__Exercise objective__
Leaving the pictures out, print the lines from the first line of the listing through the line containing "left-[589px] top-[1446px] w-[36px]", exactly as they read, and no others.

__Data block__
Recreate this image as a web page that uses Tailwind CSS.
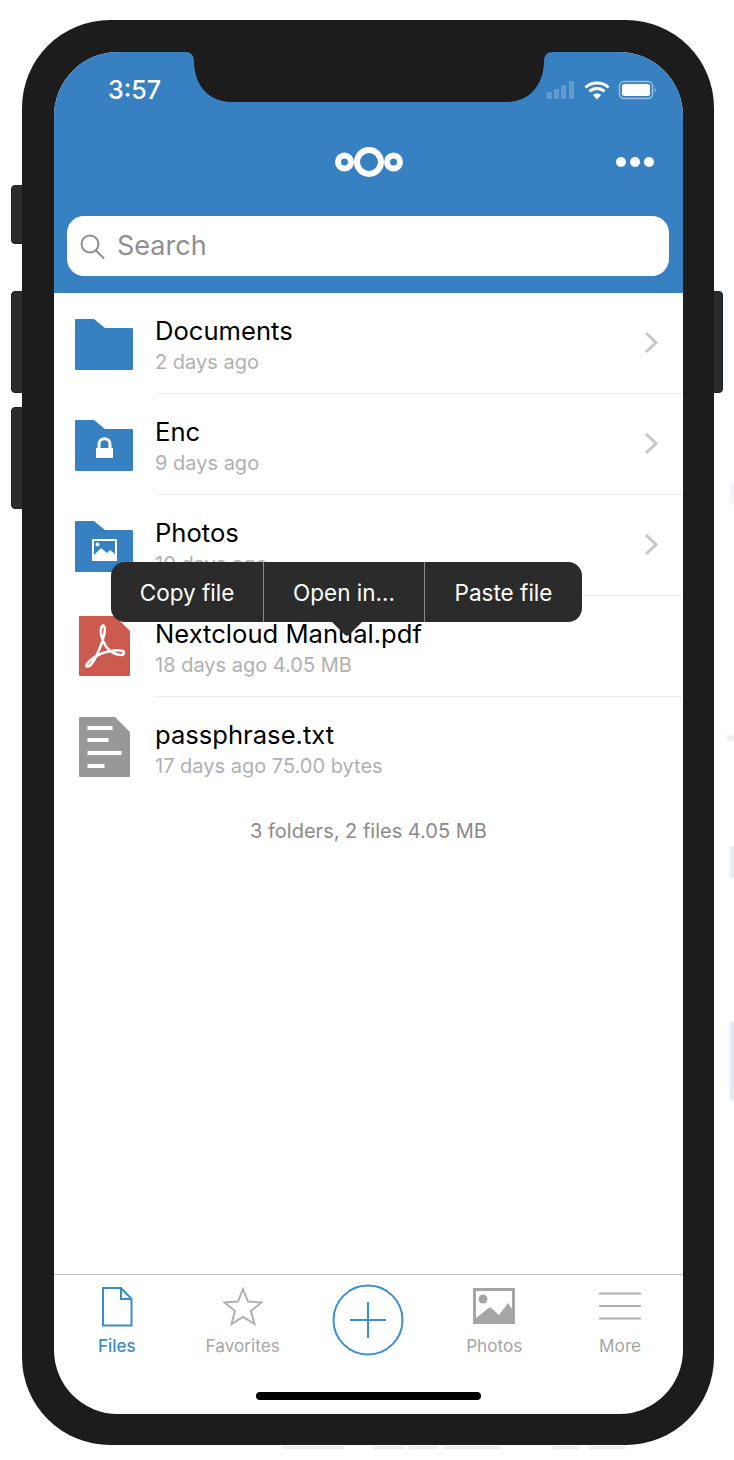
<!DOCTYPE html>
<html lang="en">
<head>
    <meta charset="UTF-8">
    <title>Nextcloud Files</title>
    <script src="https://cdn.jsdelivr.net/npm/@tailwindcss/browser@4"></script>
</head>
<body class="bg-white font-['Inter',sans-serif] antialiased">
<div class="relative w-[734px] h-[1460px] overflow-hidden pl-[22px] pt-[20px]">

    <!-- faint bits of the backdrop showing round the phone -->
    <div class="absolute left-[730px] top-[482px] w-[4px] h-[22px] bg-[#eef2f7] blur-[1px]"></div>
    <div class="absolute left-[727px] top-[735px] w-[7px] h-[6px] bg-[#e8eef5] blur-[1px]"></div>
    <div class="absolute left-[730px] top-[846px] w-[4px] h-[32px] bg-[#e3eaf2] blur-[1px]"></div>
    <div class="absolute left-[730px] top-[1022px] w-[4px] h-[78px] bg-[#dce5ef] blur-[1px]"></div>
    <div class="absolute left-[283px] top-[1446px] w-[61px] h-[3px] bg-[#ececec]"></div>
    <div class="absolute left-[373px] top-[1446px] w-[31px] h-[3px] bg-[#ececec]"></div>
    <div class="absolute left-[409px] top-[1446px] w-[28px] h-[3px] bg-[#ececec]"></div>
    <div class="absolute left-[444px] top-[1446px] w-[56px] h-[3px] bg-[#ececec]"></div>
    <div class="absolute left-[553px] top-[1446px] w-[26px] h-[3px] bg-[#ececec]"></div>
    <div class="absolute left-[589px] top-[1446px] w-[36px] h-[3px] bg-[#ececec]"></div>

    <!-- side buttons -->
    <div class="absolute left-[11px] top-[185px] w-[13px] h-[59px] bg-[#2c2c2c] border border-[#16202a] rounded-l-[4px]"></div>
    <div class="absolute left-[11px] top-[291px] w-[13px] h-[102px] bg-[#2c2c2c] border border-[#16202a] rounded-l-[4px]"></div>
    <div class="absolute left-[11px] top-[407px] w-[13px] h-[102px] bg-[#2c2c2c] border border-[#16202a] rounded-l-[4px]"></div>
    <div class="absolute left-[712px] top-[291px] w-[11px] h-[102px] bg-[#2c2c2c] border border-[#16202a] rounded-r-[4px]"></div>

    <!-- phone body -->
    <div class="relative w-[692px] h-[1425px] bg-[#1c1c1c] rounded-[88px] pl-[32px] pr-[31px] pt-[32px]">
        <div class="relative w-[629px] h-[1362px] bg-white rounded-[64px] overflow-hidden flex flex-col">

            <!-- header -->
            <div class="bg-[#3780c2] h-[241px] shrink-0">
                <div class="h-[76px] flex items-center justify-between pl-[54px] pr-[27px]">
                    <span class="text-white text-[25px] font-medium mt-[2px]">3:57</span>
                    <svg width="110" height="20" viewBox="0 0 110 20">
                        <g fill="#ffffff" fill-opacity="0.22">
                            <rect x="1" y="12" width="5" height="7" rx="1.5"/>
                            <rect x="8" y="9" width="5" height="10" rx="1.5"/>
                            <rect x="15" y="5" width="5" height="14" rx="1.5"/>
                            <rect x="23" y="1" width="5" height="18" rx="1.5"/>
                        </g>
                        <g fill="none" stroke="#ffffff" stroke-width="3">
                            <path d="M39.5 7.5C45.5 1.500 56.500 1.500 62.500 7.500"/>
                            <path d="M43.500 11.500C47.500 7.500 54.500 7.500 58.500 11.500"/>
                        </g>
                        <path d="M47 15C49 13 53 13 55 15L51 19.500Z" fill="#ffffff"/>
                        <rect x="73.500" y="1.500" width="33" height="17" rx="4.500" fill="none" stroke="#ffffff" stroke-opacity="0.5" stroke-width="1.500"/>
                        <rect x="76" y="4" width="28" height="12" rx="2.500" fill="#ffffff"/>
                        <path d="M108.500 7.500C110 8 110 12 108.500 12.500Z" fill="#ffffff" fill-opacity="0.5"/>
                    </svg>
                </div>
                <div class="relative h-[68px] flex items-center justify-center">
                    <svg width="68" height="32" viewBox="0 0 68 32" fill="none" stroke="#ffffff">
                        <circle cx="34" cy="16" r="12" stroke-width="6"/>
                        <circle cx="9.500" cy="16" r="6.500" stroke-width="6"/>
                        <circle cx="58.500" cy="16" r="6.500" stroke-width="6"/>
                    </svg>
                    <div class="absolute right-[29px] top-[29px] flex gap-[4px]">
                        <div class="w-[10px] h-[10px] rounded-full bg-white"></div>
                        <div class="w-[10px] h-[10px] rounded-full bg-white"></div>
                        <div class="w-[10px] h-[10px] rounded-full bg-white"></div>
                    </div>
                </div>
                <div class="mt-[20px] ml-[13px] w-[602px] h-[60px] bg-white rounded-[17px] flex items-center pl-[13px] gap-[12px]">
                    <svg width="25" height="25" viewBox="0 0 25 25" fill="none" stroke="#8e8e93" stroke-width="2">
                        <circle cx="10" cy="10" r="8.500"/>
                        <path d="M16 16.500L23.500 24" stroke-linecap="round"/>
                    </svg>
                    <span class="text-[27px] text-[#8e8e93] leading-none mb-[2px]">Search</span>
                </div>
            </div>

            <!-- file list -->
            <div class="flex-1">
                <div class="h-[101px] flex">
                    <div class="w-[101px] shrink-0 flex items-center justify-center">
                        <svg class="mt-[2px] mr-[2px]" width="58" height="51" viewBox="0 0 58 51"><path d="M1 0H19L30 9H57Q58 9 58 10V50Q58 51 57 51H1Q0 51 0 50V1Q0 0 1 0Z" fill="#3780c2"/></svg>
                    </div>
                    <div class="flex-1 border-b border-[#eeeeee] flex items-center pr-[25px]">
                        <div class="flex-1 pt-[3px]">
                            <div class="text-[25.6px] leading-[30px] text-black">Documents</div>
                            <div class="text-[20px] leading-[24px] mt-[4px] text-[#b0b0b0]">2 days ago</div>
                        </div>
                        <svg class="mb-[1px]" width="14" height="23" viewBox="0 0 14 23" fill="none" stroke="#c7c7cc" stroke-width="3"><path d="M2 2L12 11.500L2 21"/></svg>
                    </div>
                </div>
                <div class="h-[101px] flex">
                    <div class="w-[101px] shrink-0 flex items-center justify-center">
                        <svg class="mt-[2px] mr-[2px]" width="58" height="51" viewBox="0 0 58 51">
                            <path d="M1 0H19L30 9H57Q58 9 58 10V50Q58 51 57 51H1Q0 51 0 50V1Q0 0 1 0Z" fill="#3780c2"/>
                            <path d="M21 28H38V38H21Z" fill="#ffffff"/>
                            <path d="M24 28V24C24 17 35 17 35 24V28" fill="none" stroke="#ffffff" stroke-width="3"/>
                        </svg>
                    </div>
                    <div class="flex-1 border-b border-[#eeeeee] flex items-center pr-[25px]">
                        <div class="flex-1 pt-[3px]">
                            <div class="text-[25.6px] leading-[30px] text-black">Enc</div>
                            <div class="text-[20px] leading-[24px] mt-[4px] text-[#b0b0b0]">9 days ago</div>
                        </div>
                        <svg class="mb-[1px]" width="14" height="23" viewBox="0 0 14 23" fill="none" stroke="#c7c7cc" stroke-width="3"><path d="M2 2L12 11.500L2 21"/></svg>
                    </div>
                </div>
                <div class="h-[101px] flex">
                    <div class="w-[101px] shrink-0 flex items-center justify-center">
                        <svg class="mt-[2px] mr-[2px]" width="58" height="51" viewBox="0 0 58 51">
                            <path d="M1 0H19L30 9H57Q58 9 58 10V50Q58 51 57 51H1Q0 51 0 50V1Q0 0 1 0Z" fill="#3780c2"/>
                            <rect x="18" y="19" width="23" height="20" fill="none" stroke="#ffffff" stroke-width="2"/>
                            <circle cx="22.500" cy="23.500" r="2" fill="#ffffff"/>
                            <path d="M19 34L26 27L32 32L35 29L40 33V38H19Z" fill="#ffffff"/>
                        </svg>
                    </div>
                    <div class="flex-1 border-b border-[#eeeeee] flex items-center pr-[25px]">
                        <div class="flex-1 pt-[3px]">
                            <div class="text-[25.6px] leading-[30px] text-black">Photos</div>
                            <div class="text-[20px] leading-[24px] mt-[4px] text-[#b0b0b0]">10 days ago</div>
                        </div>
                        <svg class="mb-[1px]" width="14" height="23" viewBox="0 0 14 23" fill="none" stroke="#c7c7cc" stroke-width="3"><path d="M2 2L12 11.500L2 21"/></svg>
                    </div>
                </div>
                <div class="h-[101px] flex">
                    <div class="w-[101px] shrink-0 flex items-center justify-center">
                        <svg class="mb-[2px]" width="51" height="60" viewBox="0 0 51 60">
                            <path d="M1 0H36L51 15V59Q51 60 50 60H1Q0 60 0 59V1Q0 0 1 0Z" fill="#cc5a4e"/>
                            <path d="M24.500 9.500C21 10 21 18 24 25C27 32 33 38 41 39C46 39.500 46 35 42 34.500C34 33 20 37 13 43C8 47 6 50 8 50.500C11 51 16 44 20 34C24 25 28 12 24.500 9.500Z" fill="none" stroke="#ffffff" stroke-width="2.500"/>
                        </svg>
                    </div>
                    <div class="flex-1 border-b border-[#eeeeee] flex items-center">
                        <div class="flex-1 pt-[3px]">
                            <div class="text-[25.6px] leading-[30px] text-black">Nextcloud Manual.pdf</div>
                            <div class="text-[20px] leading-[24px] mt-[4px] text-[#b0b0b0]">18 days ago 4.05 MB</div>
                        </div>
                    </div>
                </div>
                <div class="h-[101px] flex">
                    <div class="w-[101px] shrink-0 flex items-center justify-center">
                        <svg class="mb-[2px]" width="51" height="60" viewBox="0 0 51 60">
                            <path d="M1 0H36L51 15V59Q51 60 50 60H1Q0 60 0 59V1Q0 0 1 0Z" fill="#989898"/>
                            <g fill="#ffffff">
                                <rect x="8.500" y="9" width="25" height="4"/>
                                <rect x="8.500" y="21" width="21" height="4"/>
                                <rect x="8.500" y="34" width="34" height="4"/>
                                <rect x="8.500" y="47" width="17" height="4"/>
                            </g>
                        </svg>
                    </div>
                    <div class="flex-1 flex items-center">
                        <div class="flex-1 pt-[3px]">
                            <div class="text-[25.6px] leading-[30px] text-black">passphrase.txt</div>
                            <div class="text-[20px] leading-[24px] mt-[4px] text-[#b0b0b0]">17 days ago 75.00 bytes</div>
                        </div>
                    </div>
                </div>
                <div class="h-[66px] flex items-center justify-center text-[20px] text-[#8a8a8a]">3 folders, 2 files 4.05 MB</div>
            </div>

            <!-- tab bar -->
            <div class="h-[140px] shrink-0 border-t border-[#c8c8c8] flex flex-col">
                <div class="h-[117px] grid grid-cols-5">
                    <div class="flex flex-col items-center pt-[12px]">
                        <svg width="32" height="40" viewBox="0 0 32 40" fill="none" stroke="#3b8bcb" stroke-width="2">
                            <path d="M2 1H20L30.500 12V38.500H2Z"/>
                            <path d="M20 1V12H30.500"/>
                        </svg>
                        <span class="mt-[9px] text-[17px] leading-[20px] font-medium text-[#3b8bcb]">Files</span>
                    </div>
                    <div class="flex flex-col items-center pt-[12px]">
                        <svg width="40" height="40" viewBox="0 0 40 40" fill="none" stroke="#b0b0b0" stroke-width="2">
                            <path d="M20 2L25 14.500L38.500 15.500L28 24L31.500 37L20 30L8.500 37L12 24L1.500 15.500L15 14.500Z"/>
                        </svg>
                        <span class="mt-[9px] text-[17.2px] leading-[20px] text-[#a5a5a5]">Favorites</span>
                    </div>
                    <div class="flex justify-center pt-[9px]">
                        <svg width="72" height="72" viewBox="0 0 72 72" fill="none" stroke="#3b8ecf" stroke-width="2">
                            <circle cx="36" cy="36" r="34.500"/>
                            <path d="M36 18V54M18 36H54"/>
                        </svg>
                    </div>
                    <div class="flex flex-col items-center pt-[12px]">
                        <svg width="42" height="40" viewBox="0 0 42 40">
                            <rect x="1.500" y="2.500" width="39" height="33" fill="none" stroke="#a5a5a5" stroke-width="3"/>
                            <path d="M3 31L17 20L26 28L35 16L39 22V34H3Z" fill="#a5a5a5"/>
                            <circle cx="10" cy="12" r="4.500" fill="#a5a5a5"/>
                        </svg>
                        <span class="mt-[9px] text-[17.2px] leading-[20px] text-[#a5a5a5]">Photos</span>
                    </div>
                    <div class="flex flex-col items-center pt-[12px]">
                        <svg width="42" height="40" viewBox="0 0 42 40" fill="none" stroke="#b0b0b0" stroke-width="2">
                            <path d="M0 6.500H42M0 19H42M0 31.500H42"/>
                        </svg>
                        <span class="mt-[9px] text-[17.2px] leading-[20px] text-[#a5a5a5]">More</span>
                    </div>
                </div>
                <div class="mx-auto w-[225px] h-[8px] rounded-full bg-black"></div>
            </div>

            <!-- notch -->
            <svg class="absolute left-[132px] top-0" width="366" height="50" viewBox="0 0 366 50">
                <path d="M0 0C4 0 8 3 8 9C8 30 20 50 46 50H320C346 50 358 30 358 9C358 3 362 0 366 0Z" fill="#1c1c1c"/>
            </svg>

            <!-- copy / paste menu -->
            <div class="absolute left-[57px] top-[510px] w-[471px] h-[60px] rounded-[14px] bg-[#2b2b2b] flex text-[22.5px] text-white">
                <div class="w-[153px] pt-[1px] flex items-center justify-center border-r border-[#8a8a8a]">Copy file</div>
                <div class="w-[161px] pt-[1px] flex items-center justify-center border-r border-[#8a8a8a]">Open in...</div>
                <div class="flex-1 pt-[1px] flex items-center justify-center">Paste file</div>
            </div>
            <svg class="absolute left-[278px] top-[570px]" width="30" height="14" viewBox="0 0 30 14">
                <path d="M0 0H30L17 13Q15 14.500 13 13Z" fill="#2b2b2b"/>
            </svg>
        </div>
    </div>
</div>
</body>
</html>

__Exercise output__
Recreate this image as a web page that uses Tailwind CSS.
<!DOCTYPE html>
<html lang="en">
<head>
    <meta charset="UTF-8">
    <title>Nextcloud Files</title>
    <script src="https://cdn.jsdelivr.net/npm/@tailwindcss/browser@4"></script>
</head>
<body class="bg-white font-['Inter',sans-serif] antialiased">
<div class="relative w-[734px] h-[1460px] overflow-hidden pl-[22px] pt-[20px]">

    <!-- faint bits of the backdrop showing round the phone -->
    <div class="absolute left-[730px] top-[482px] w-[4px] h-[22px] bg-[#eef2f7] blur-[1px]"></div>
    <div class="absolute left-[727px] top-[735px] w-[7px] h-[6px] bg-[#e8eef5] blur-[1px]"></div>
    <div class="absolute left-[730px] top-[846px] w-[4px] h-[32px] bg-[#e3eaf2] blur-[1px]"></div>
    <div class="absolute left-[730px] top-[1022px] w-[4px] h-[78px] bg-[#dce5ef] blur-[1px]"></div>
    <div class="absolute left-[283px] top-[1446px] w-[61px] h-[3px] bg-[#ececec]"></div>
    <div class="absolute left-[373px] top-[1446px] w-[31px] h-[3px] bg-[#ececec]"></div>
    <div class="absolute left-[409px] top-[1446px] w-[28px] h-[3px] bg-[#ececec]"></div>
    <div class="absolute left-[444px] top-[1446px] w-[56px] h-[3px] bg-[#ececec]"></div>
    <div class="absolute left-[553px] top-[1446px] w-[26px] h-[3px] bg-[#ececec]"></div>
    <div class="absolute left-[589px] top-[1446px] w-[36px] h-[3px] bg-[#ececec]"></div>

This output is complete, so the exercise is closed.